L’accueil en officine des populations en situation de précarité (migrants, SDF, squatters, personnes démunies) se heurte à de multiples difficultés : barrière de la langue, méconnaissance par le pharmacien des conditions de vie et antécédents de ces patients, eux-mêmes souvent perdus face à la complexité de leur traitement et du système de santé. D’où des risques de mésusage, mauvaise observance, recours aux urgences, hospitalisation…
C’est pour mieux comprendre ces enjeux de santé publique que Déborah Martin a consacré sa thèse de pharmacie* à l’accueil en officine des personnes précaires : « Je voulais faire une thèse de terrain, explique-t-elle. Et comme je suis sensibilisée aux problèmes de pauvreté, à la dimension sociale de notre métier, j’ai opté pour cette étude qui s’appuie sur une enquête auprès de 257 officines de Bordeaux Métropole, menée de mars à décembre 2020. »
Pharmaciens concernés
Hormis quelques refus de principe (« ces personnes nous coûtent déjà assez cher » ; « vous feriez mieux de vous intéresser à la précarité chez les pharmaciens »…), les pharmaciens bordelais se sont plutôt sentis concernés par la thématique, comme en atteste leur excellent taux de réponse (42 %).
Premier enseignement, 61 % des officines bordelaises reçoivent au moins une fois par jour un patient précaire. Leur façon de l’identifier : sa couverture sociale (CSS, AME) à 41 %, son aspect extérieur (36 %), sa langue (21 %). 83 % des pharmaciens trouvent que cette dispensation est plus chronophage que pour un patient standard. « Mais, complète Déborah Martin, ce temps demeure insuffisant pour que le patient ait parfaitement compris son traitement, sa posologie. » Quant aux difficultés rencontrées, la barrière de la langue arrive en tête** (74 %), puis les risques de mésusage (56 %).
Manque de formation à la précarité
L’enquête pointe également la méconnaissance par les pharmaciens, des structures de prise en charge des populations précaires : 46 % ne connaissent pas les établissements d’accueil d’urgence, 44 % ignorent les centres communaux d’action sociale et 69 % la PASS (Permanence d’accès aux soins de santé) : « Il est dommage que notre formation ne présente pas ces structures qui sont d’excellents relais de l’officine, regrette Déborah Martin.
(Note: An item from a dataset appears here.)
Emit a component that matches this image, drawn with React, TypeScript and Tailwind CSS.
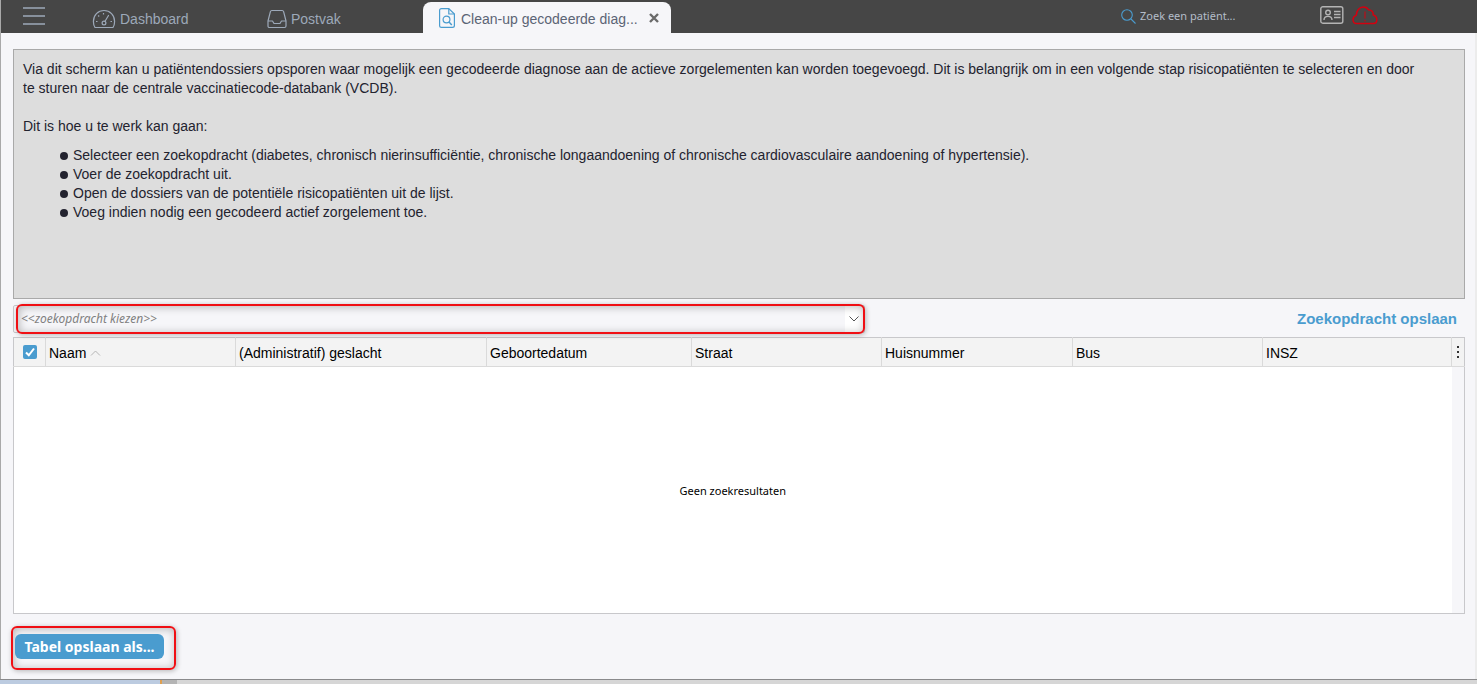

Par exemple, dans l’attente d’un renouvellement d’AME, le pharmacien ne peut délivrer une ordonnance, mais orienté vers la PASS son patient pourra l’obtenir facilement. »
Les pharmaciens bordelais ont aussi proposé des pistes d’amélioration de la prise en charge du patient précaire :
- Meilleure coordination entre les professionnels de santé, afin de sécuriser les délivrances. L’outil numérique Paaco-Globule, porté par l’ARS de Nouvelle-Aquitaine, pourrait assurer ce lien, mais demeure encore trop peu utilisé.
- Capacité à vérifier en temps réel, les droits du patient : « Le site Ameli.fr permet l’accès des hospitaliers à cette information, mais pas aux libéraux », précise Déborah Martin.
- Outil de traduction. Proposé par l’association ISM Interprétariat, cet outil existe, mais il a un coût***.
- Carte à puce pour les bénéficiaires de l’AME assurant la traçabilité de l’historique médicamenteux
- Prise en charge des médicaments non remboursés souvent refusés par les patients précaires, au détriment de leur santé
- Outils d’aide à l’observance : piluliers, fiches de posologie traduites…
Entretien pharmaceutique
Enfin, d’aucuns suggèrent la création d’un entretien pharmaceutique rémunéré, pour mieux transmettre les conditions d’une bonne observance aux patients précaires.
Déborah Martin a conçu cet entretien de vingt minutes, d’après le bilan partagé de médication. Testé auprès de quatre patientes, il a donné pleine satisfaction : « Il aurait toute sa place en officine, dans le cadre d’une nouvelle mission de santé publique, visant à sécuriser la délivrance pour ceux qui en ont le plus besoin », conclut-elle. Idées à suivre…
* « L’accès aux soins des populations en situation de précarité et axes d’amélioration à l’officine », soutenue en juin à l’université de Bordeaux. https://dumas.ccsd.cnrs.fr/dumas-03323048.
** Bordeaux accueille, en particulier, une importante communauté Rom de Bulgarie vivant en squats ou bidonvilles.
*** ISM Interprétariat, association à but social et non lucratif, propose des traductions en temps réel de 180 langues. Une expérimentation, lancée par Médecins du monde et soutenue par l’ARS, est en cours auprès d’un panel de médecins généralistes bordelais.